Relentless

by fmhilton

A friend of mine recently described me as that in posting items and my beliefs about Donald Trump, and I agreed with their assessment wholeheartedly.

I’m not normally one of those people called a SJW (Social Justice Warrior), but this election cycle has brought out of my most dominant traits-to get radical, and over-the-top in making myself obnoxious.

Because I believe that it is the duty of every American to express their opinion, to make sure their voice is not drowned out in the avalanche of media blitz, cat and name calling that has become so endemic in this election.

It is my right as an American to do this. It’s guaranteed by the Bill of Rights, by the Constitution and by our history as a country.

People have fought and died for this right. They sacrificed their lives to allow me the privilege of being allowed to express my political beliefs.

More people need to stand up for their right to be heard. Sure, this election has brought out the very worst and awful emotions in people in this country. It has polarized entire sections of this country. It has brought hate speech and actions to the forefront. It has made enemies out of former friends, shattered the idea that we’re all of one mind, one country, one set of beliefs.

I don’t care if you vote for Donald Trump.

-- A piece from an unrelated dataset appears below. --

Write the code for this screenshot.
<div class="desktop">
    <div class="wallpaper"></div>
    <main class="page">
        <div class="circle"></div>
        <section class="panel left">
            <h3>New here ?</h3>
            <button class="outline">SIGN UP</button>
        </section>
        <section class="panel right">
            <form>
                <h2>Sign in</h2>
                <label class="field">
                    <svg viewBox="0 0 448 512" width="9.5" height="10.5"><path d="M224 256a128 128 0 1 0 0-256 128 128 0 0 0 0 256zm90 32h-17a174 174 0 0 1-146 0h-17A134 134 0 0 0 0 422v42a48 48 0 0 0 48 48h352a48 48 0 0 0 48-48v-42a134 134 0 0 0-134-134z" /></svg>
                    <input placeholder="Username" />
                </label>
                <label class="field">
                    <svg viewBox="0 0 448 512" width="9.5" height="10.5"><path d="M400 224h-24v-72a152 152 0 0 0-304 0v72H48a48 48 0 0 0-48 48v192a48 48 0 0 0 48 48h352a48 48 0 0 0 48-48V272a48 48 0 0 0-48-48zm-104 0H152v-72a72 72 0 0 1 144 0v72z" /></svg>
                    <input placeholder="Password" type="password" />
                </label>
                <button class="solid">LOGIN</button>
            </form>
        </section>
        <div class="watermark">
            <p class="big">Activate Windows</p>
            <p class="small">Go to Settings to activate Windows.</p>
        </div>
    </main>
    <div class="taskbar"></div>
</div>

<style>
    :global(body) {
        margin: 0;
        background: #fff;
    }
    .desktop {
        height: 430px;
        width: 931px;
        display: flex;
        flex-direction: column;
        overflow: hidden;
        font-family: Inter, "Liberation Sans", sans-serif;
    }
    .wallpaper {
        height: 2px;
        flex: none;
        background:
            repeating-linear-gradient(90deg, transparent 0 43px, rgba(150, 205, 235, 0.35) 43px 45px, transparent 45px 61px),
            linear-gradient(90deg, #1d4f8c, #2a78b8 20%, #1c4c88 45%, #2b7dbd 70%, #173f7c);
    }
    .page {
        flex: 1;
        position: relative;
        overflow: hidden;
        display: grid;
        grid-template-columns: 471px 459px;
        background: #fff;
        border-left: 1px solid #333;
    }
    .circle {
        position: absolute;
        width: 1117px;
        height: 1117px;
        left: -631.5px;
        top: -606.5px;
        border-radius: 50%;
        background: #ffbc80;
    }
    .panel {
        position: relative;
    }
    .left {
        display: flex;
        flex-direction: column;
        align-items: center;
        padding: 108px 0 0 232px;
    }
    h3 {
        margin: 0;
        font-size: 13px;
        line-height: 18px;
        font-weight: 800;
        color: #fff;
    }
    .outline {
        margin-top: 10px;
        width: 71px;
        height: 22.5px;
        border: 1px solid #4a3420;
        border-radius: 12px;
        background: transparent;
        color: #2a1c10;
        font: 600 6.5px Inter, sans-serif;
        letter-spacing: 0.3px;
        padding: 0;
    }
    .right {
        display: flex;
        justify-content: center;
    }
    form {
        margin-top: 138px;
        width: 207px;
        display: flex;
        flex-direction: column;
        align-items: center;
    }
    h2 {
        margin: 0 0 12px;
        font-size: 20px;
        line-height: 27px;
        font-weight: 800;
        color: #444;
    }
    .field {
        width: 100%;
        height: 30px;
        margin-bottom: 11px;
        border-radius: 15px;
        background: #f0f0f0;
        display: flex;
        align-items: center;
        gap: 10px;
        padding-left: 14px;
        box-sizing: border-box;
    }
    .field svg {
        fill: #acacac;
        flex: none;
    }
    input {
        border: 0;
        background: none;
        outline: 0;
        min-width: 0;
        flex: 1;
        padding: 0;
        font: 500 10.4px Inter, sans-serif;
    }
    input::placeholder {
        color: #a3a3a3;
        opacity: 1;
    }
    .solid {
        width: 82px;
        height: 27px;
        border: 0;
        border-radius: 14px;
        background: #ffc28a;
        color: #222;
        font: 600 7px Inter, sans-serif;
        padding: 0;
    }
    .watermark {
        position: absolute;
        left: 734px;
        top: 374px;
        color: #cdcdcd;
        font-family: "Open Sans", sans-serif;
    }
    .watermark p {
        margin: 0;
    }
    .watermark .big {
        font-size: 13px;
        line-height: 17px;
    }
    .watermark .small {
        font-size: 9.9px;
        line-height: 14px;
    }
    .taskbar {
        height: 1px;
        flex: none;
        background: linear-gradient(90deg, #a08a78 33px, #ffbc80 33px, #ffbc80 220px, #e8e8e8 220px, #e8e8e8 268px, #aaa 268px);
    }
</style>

Sure, I don’t like him, or his values, ‘vision’ or his words and actions.

What I do know is that with the possibility that he could be elected to the Presidency of the United States, my right to be heard might just be endangered and erased by it. That I and millions of other Americans who feel the same way would be told to shut up and go back to the kitchen is the most terrible idea that has ever been expressed.

It is plainly not the “American Way”. It would lead to consequences so terrible that we would suffer as a people, and country. We would lose too much by allowing it to happen.

So when I go on Facebook to post another opinion, to say what I really feel about this election, these candidates, that man, it is only because I have the right to do so.

I won’t allow anyone to stop me.

It is my right, and my duty as an American not only to express my opinion, but also to put those words into action by voting my conscience. I have done so.

Our country was founded on this.

Vote as if your citizenship is the most important thing in the world.

Because it is. Others have come to this country because of our freedom to be able to vote. They were denied that right in their country of origin. They were repressed, jailed and some never even made it because they died in the attempt.

We have a choice: to stand up and be heard, or to let it all pass by without action.

It’s up to all of us.

VOTE!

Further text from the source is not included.